16. The method of claim 15 wherein receiving an image of a scene comprises receiving a plurality of images of a scene captured at different focal planes.

17. The method of claim 15 wherein receiving user input for changing a depth comprises receiving user input on a touchscreen display.

18. The method of claim 15 further comprising:

using the received image as one of the images of the stereoscopic image pair; and

generating the other image of the stereoscopic image pair based on the received image.

19. The method of claim 18 wherein generating the other image of the stereoscopic image pair comprises:

defining a perspective projective transform; and

using the perspective projective transform for determining pixel values of the other image of the stereoscopic image pair.

20. The method of claim 19 further comprising:

determining points in the other image of the stereoscopic image pair where no pixel maps; and

using one of a pixel fill-in technique and a cropping technique for generating pixel values where no pixel maps.

21. A system for generating a three-dimensional image of a scene, the system comprising

at least one computer processor and memory configured to: receive an image of a scene; receive a depth map associated with at least one captured image of the scene, wherein the depth map defining depths for each of a plurality of portions of the at least one captured image; receive user input for changing, in the depth map, a depth of at least one portion of the at least one captured image; and generate a stereoscopic image pair of the scene based on the received image of the scene and the changed depth map.

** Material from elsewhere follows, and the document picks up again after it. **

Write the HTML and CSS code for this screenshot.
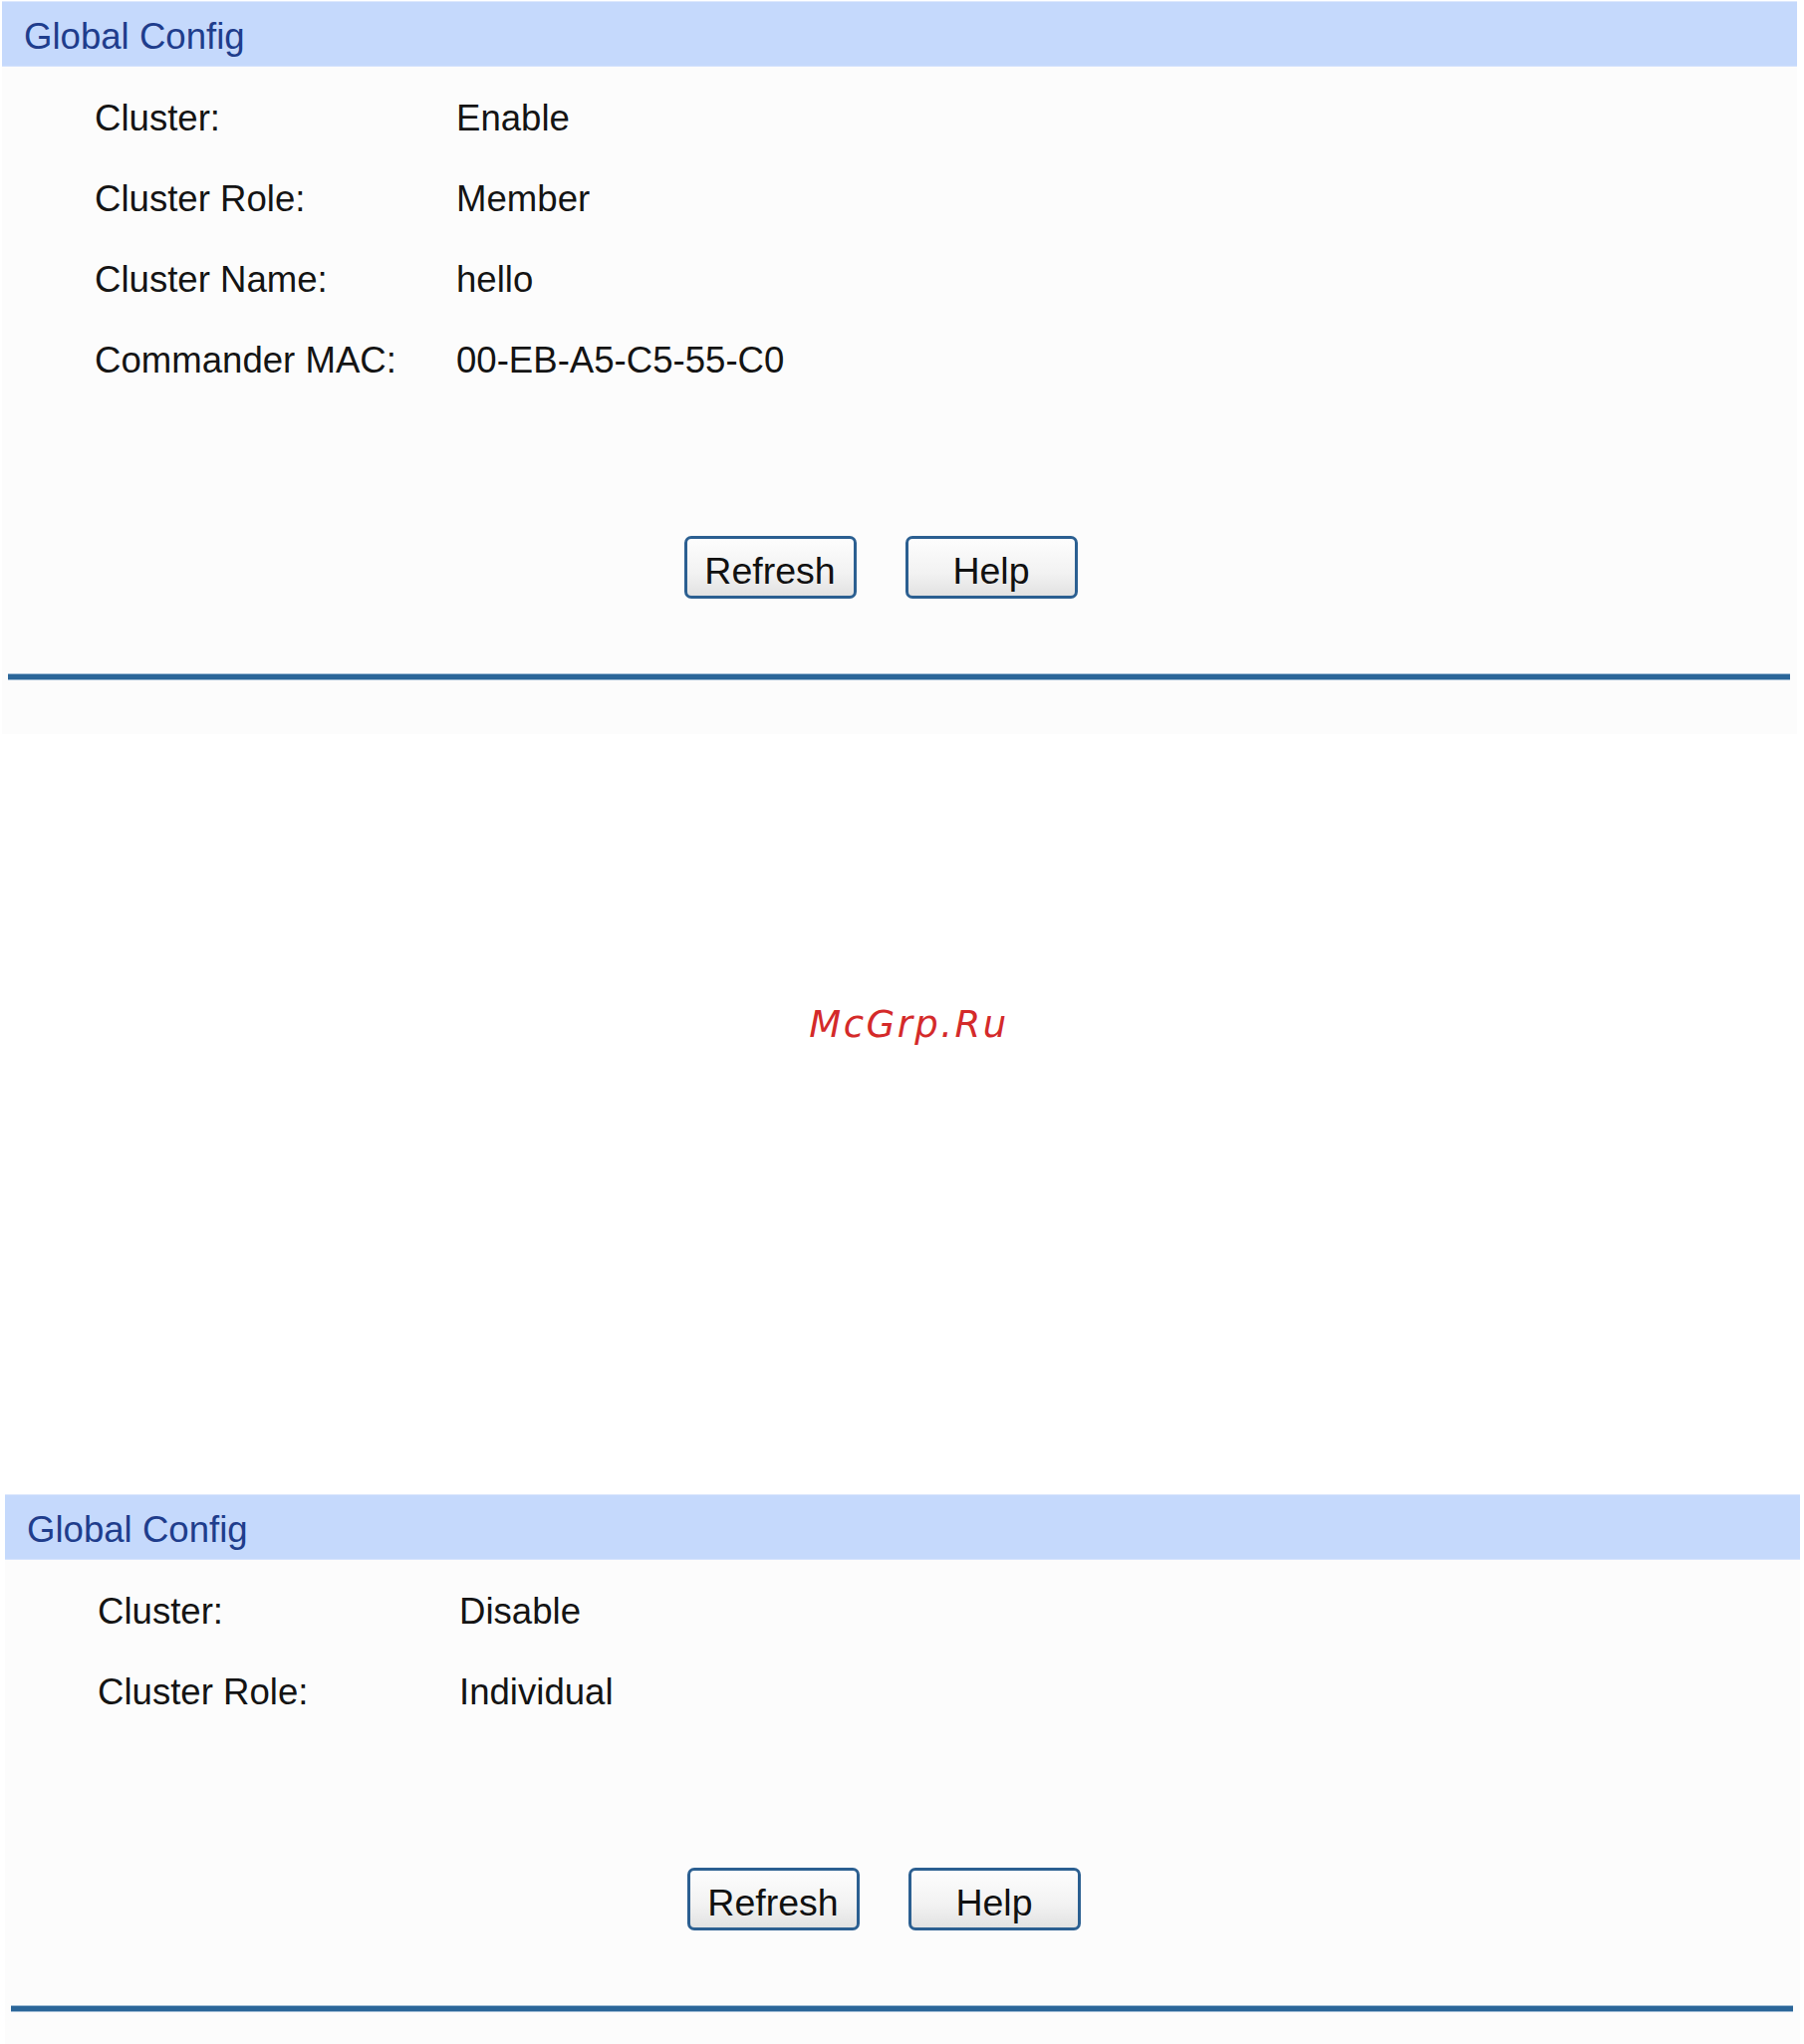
FILE: index.html
```html
<!DOCTYPE html>
<html lang="en">
<head>
    <meta charset="UTF-8">
    <title>Global Config</title>
    <link rel="stylesheet" href="styles.css">
</head>
<body>

    <!-- Cluster enabled, switch is a member -->
    <div class="panel panel-top">
        <div class="panel-title">Global Config</div>
        <table class="info">
            <tr><td class="label">Cluster:</td><td>Enable</td></tr>
            <tr><td class="label">Cluster Role:</td><td>Member</td></tr>
            <tr><td class="label">Cluster Name:</td><td>hello</td></tr>
            <tr><td class="label">Commander MAC:</td><td>00-EB-A5-C5-55-C0</td></tr>
        </table>
        <div class="buttons">
            <button>Refresh</button>
            <button>Help</button>
        </div>
        <div class="rule"></div>
    </div>

    <div class="mark">McGrp.Ru</div>

    <!-- Cluster disabled -->
    <div class="panel panel-bottom">
        <div class="panel-title">Global Config</div>
        <table class="info">
            <tr><td class="label">Cluster:</td><td>Disable</td></tr>
            <tr><td class="label">Cluster Role:</td><td>Individual</td></tr>
        </table>
        <div class="buttons">
            <button>Refresh</button>
            <button>Help</button>
        </div>
        <div class="rule"></div>
    </div>

</body>
</html>
```

FILE: styles.css
```css
body {
    margin: 0;
    background-color: #fff;
    font-family: 'Liberation Sans', Arial, sans-serif;
    color: #141414;
}

.panel {
    width: 1802px;
    background-color: #fcfcfc;
}

.panel-top {
    margin: 1px 0 0 2px;
    padding-bottom: 54px;
}

.panel-bottom {
    margin: 449px 0 0 5px;
    padding-bottom: 36px;
}

/* Title bar */
.panel-title {
    height: 66px;
    line-height: 72px;
    padding-left: 22px;
    background-color: #c5d9fc;
    box-shadow: inset 0 1px 0 #dde8fd, inset 0 -1px 0 #d6e3fd;
    color: #1f3d8c;
    font-size: 36.6px;
}

/* Label / value rows */
.info {
    border-collapse: collapse;
    margin-top: 11px;
    font-size: 36.6px;
}

.info td {
    height: 81px;
    padding: 0;
    vertical-align: middle;
}

.info td.label {
    width: 363px;
    padding-left: 93px;
}

.buttons {
    display: flex;
    justify-content: center;
    gap: 49px;
    margin-top: 136px;
    padding-right: 38px;
}

button {
    width: 173px;
    height: 63px;
    padding: 8px 0 0;
    border: 3px solid #2b5f91;
    border-radius: 7px;
    background: linear-gradient(#fdfdfd, #f2f2f2 60%, #e2e2e2);
    font-family: 'Liberation Sans', Arial, sans-serif;
    font-size: 37.5px;
    color: #111;
    cursor: pointer;
}

button:hover {
    background: linear-gradient(#fff, #e8eef6);
}

.rule {
    height: 5px;
    margin: 75px 7px 0 6px;
    background-color: #2b6699;
    border-top: 1px solid #9dbad4;
    border-bottom: 1px solid #9dbad4;
}

.mark {
    margin-top: 270px;
    padding-left: 14px;
    text-align: center;
    font-family: 'DejaVu Sans', sans-serif;
    font-style: italic;
    font-size: 37px;
    line-height: 44px;
    letter-spacing: 2.5px;
    color: #d42a2a;
}
```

22. A computer-readable storage medium having stored thereon computer executable instructions for performing the following steps:

receive an image of a scene;

receive a depth map associated with at least one captured image of the scene, wherein the depth map defining depths for each of a plurality of portions of the at least one captured image;

receive user input for changing, in the depth map, a depth of at least one portion of the at least one captured image; and

generate a stereoscopic image pair of the scene based on the received image of the scene and the changed depth map.